Ive always been hesitant to buy a stainless steel pan because past experiences had left me frustrated with the clean up. This pan is easy to clean and a little sprinkle of the all clad cleaner has it sparkling like new after every use. I find myself reaching for this pan frequently. I plan on investing in more all clad pans.

I use this 8 inch pan for scrambled eggs, and I am so pleased that I learned the trick to easily clean the pan, and eggs are known to be the food that sticks the most and is hardest to clean. Here is the process First turn on the burner (medium/high) and let the pan stay there empty for one minute. While the minute passes, I scramble the egg and set it aside. After a minute I reduce the heat a little bit and add about a half teaspoon of Ghee. Butter will work also, but Ghee is better due to it's high smoking point. (The smoke point of ghee is 485 degrees Fahrenheit, which is much higher than the smoke point of butter at 350 degrees Fahrenheit.) Let the Ghee or butter remain on the already hot pan for one minute. moving the pan around so that it coats the bottom as well as the sides where the egg might have contact. Now reduce the heat to LOW heat (I go to a 2 from a 4 or so) and add the scrambled egg. Watch for the edges of the egg to get firm and with a utensil, even a fork is fine, lift the edges and fold the egg or move it around. Get under the egg with the utensil and let the ghee or butter get under the egg in its new position. You will be amazed that no egg adheres to the pan. Had I know this was possible I would have ditched the non-stick pans years ago! LOVE this Stainless Steel pan as it is a healthy option. It is well made, sturdy and looks so elegant in the kitchen. Made in the USA!

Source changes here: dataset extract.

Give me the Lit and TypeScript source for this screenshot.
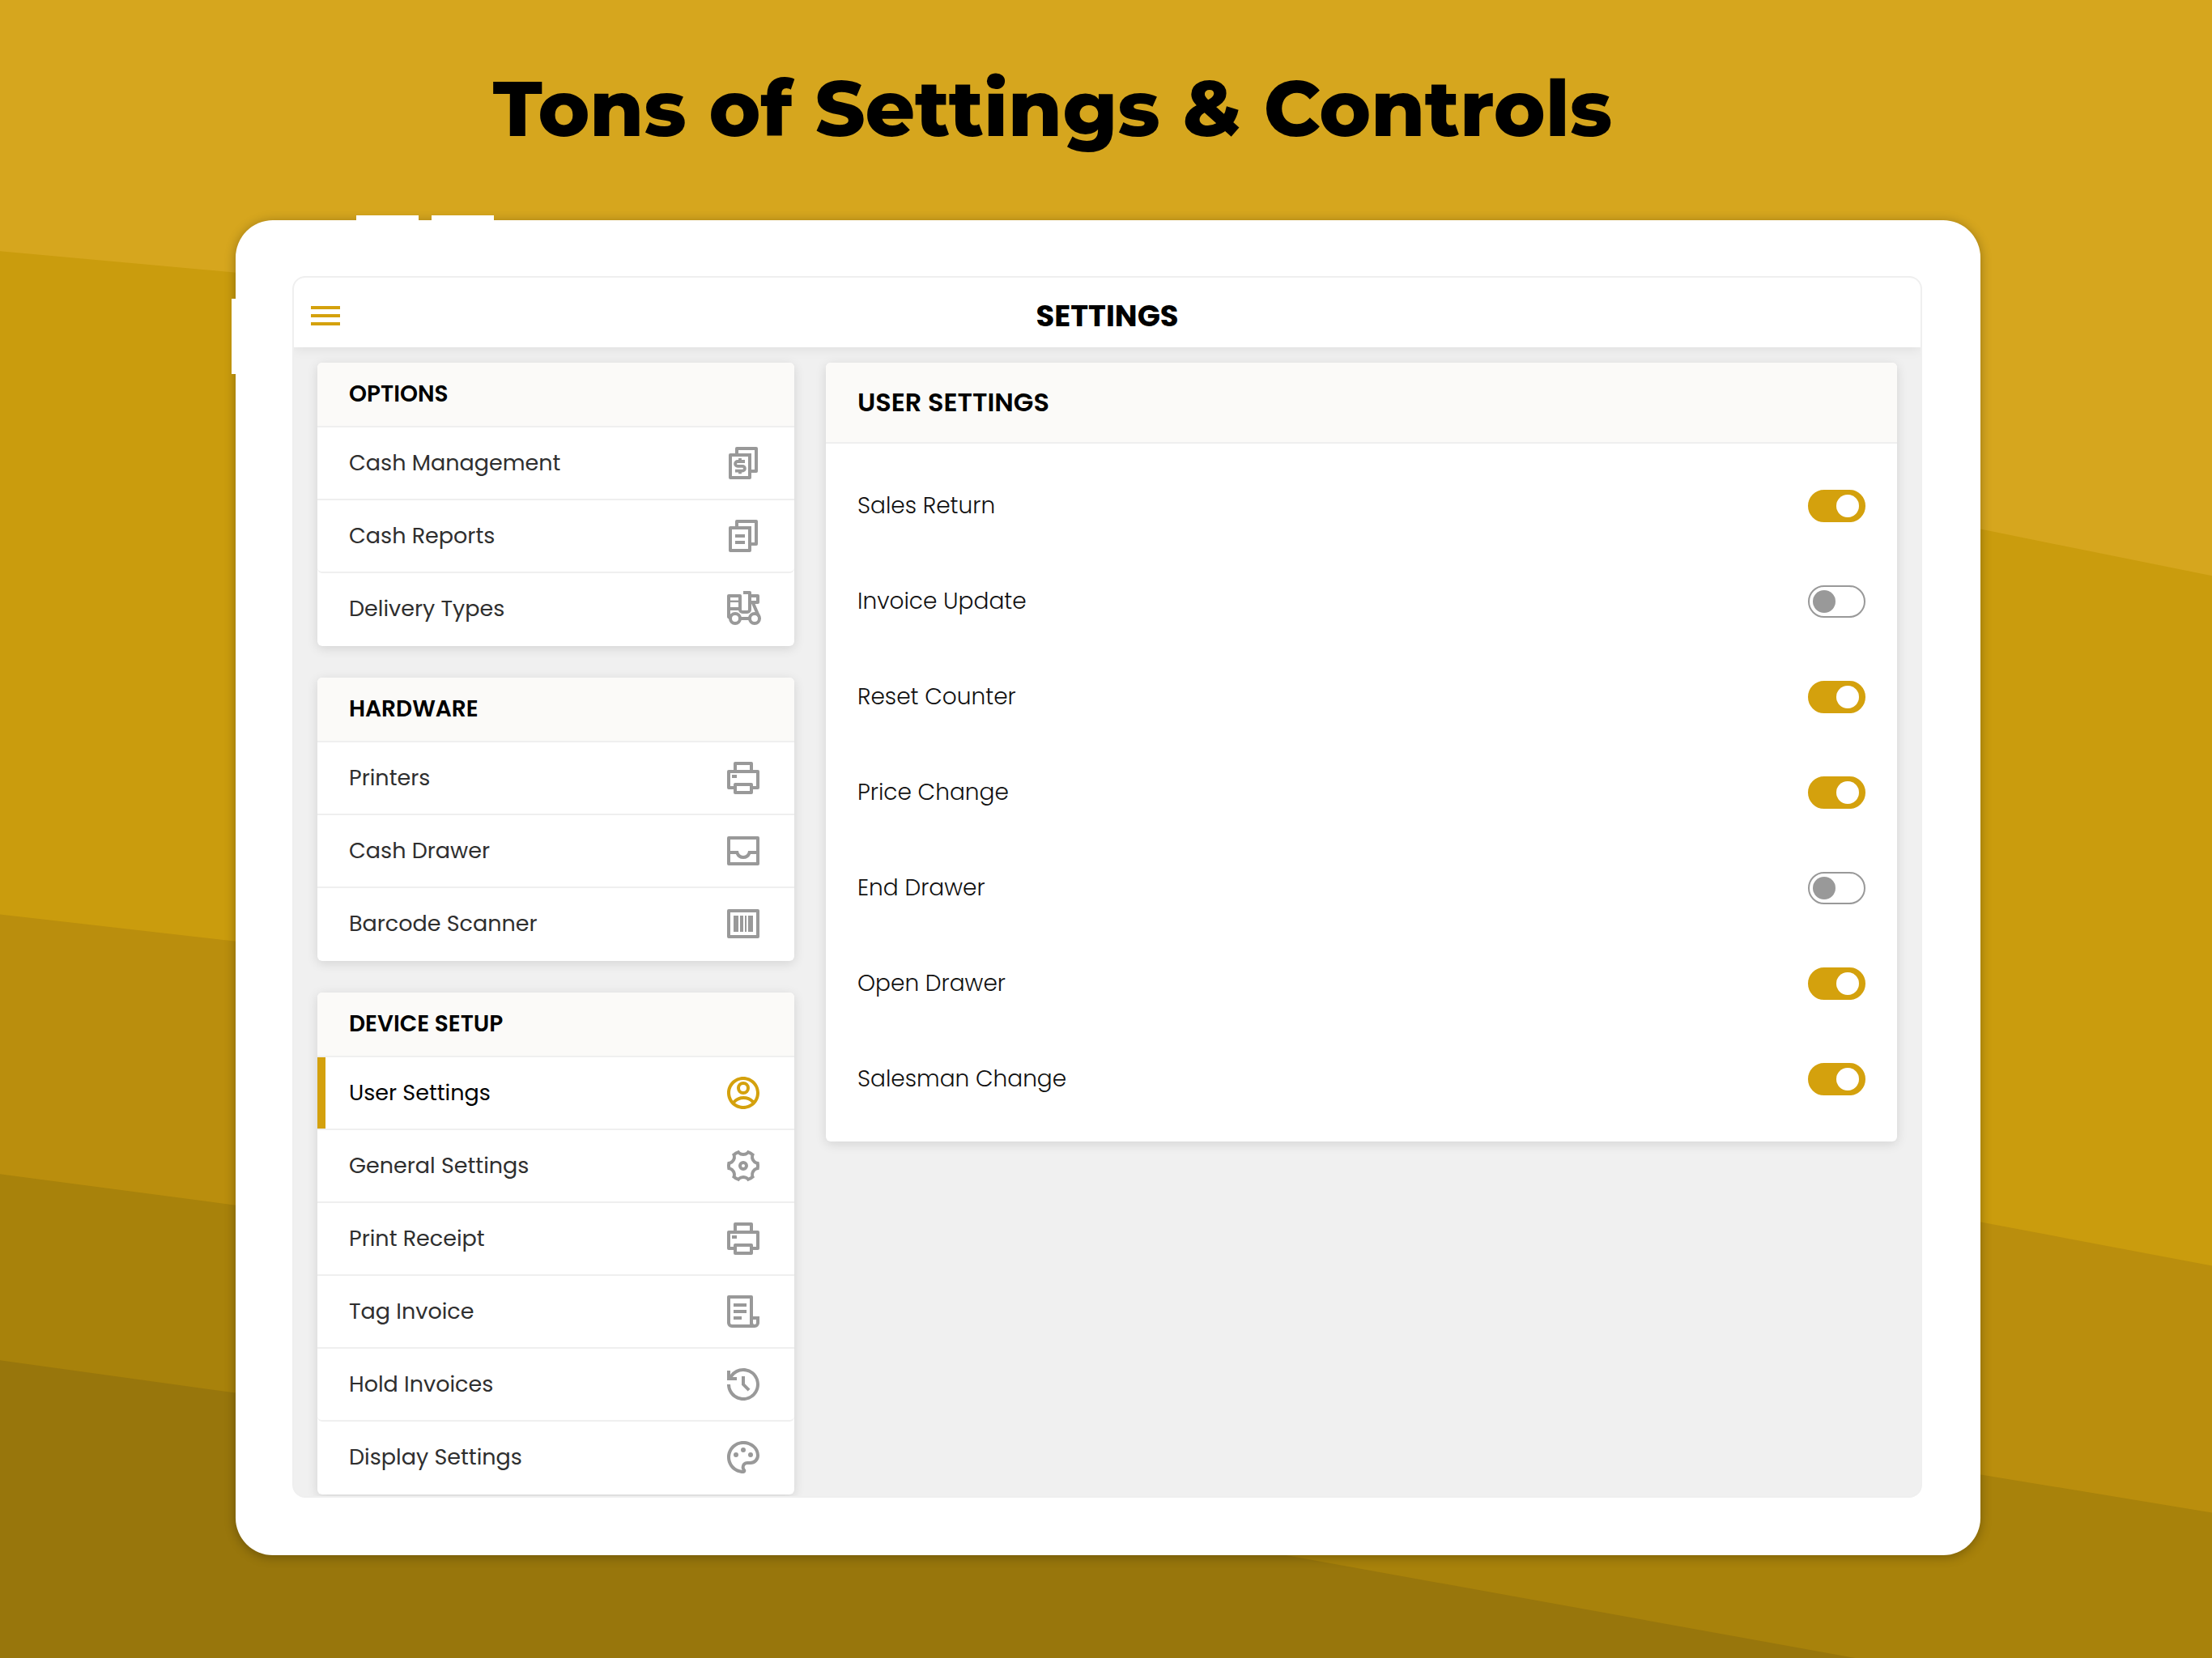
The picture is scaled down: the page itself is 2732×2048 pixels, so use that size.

This is a great stainless steel fry pan but it takes rather a long time to heat up due to the thick bottom, which has an embedded aluminum layer. This does mean the temperature will not fluctuate much while cooking, a good thing. If one comes to the AllClad pans after using teflon coated aluminum pans (even good Cephalon pans) some readjustment is in order. These take longer to heat up and they get hotter at a given cooktop dial setting. For instance, I cook scrambled eggs in olive oil on a Cephalon pan at a dial setting of 6 on my GE glass cooktop. At that setting the olive oil never smokes and the eggs never burn. At the same dial setting the AllClad gets so hot (400° measured) that it smokes the olive oil and burns anything in the pan. I recommend using a good infrared thermometer to gauge the actual temperature. Cleaning is not as easy as the promo videos show, at least not if you cook with olive oil or Crisco. Both will form a tan residue that requires some scrubbing with the AllClad cleanser or Bar Keepers Friend. The upkeep on these is more than for teflon pans but these much more versatile and take abuse that would kill a teflon pan in no time flat.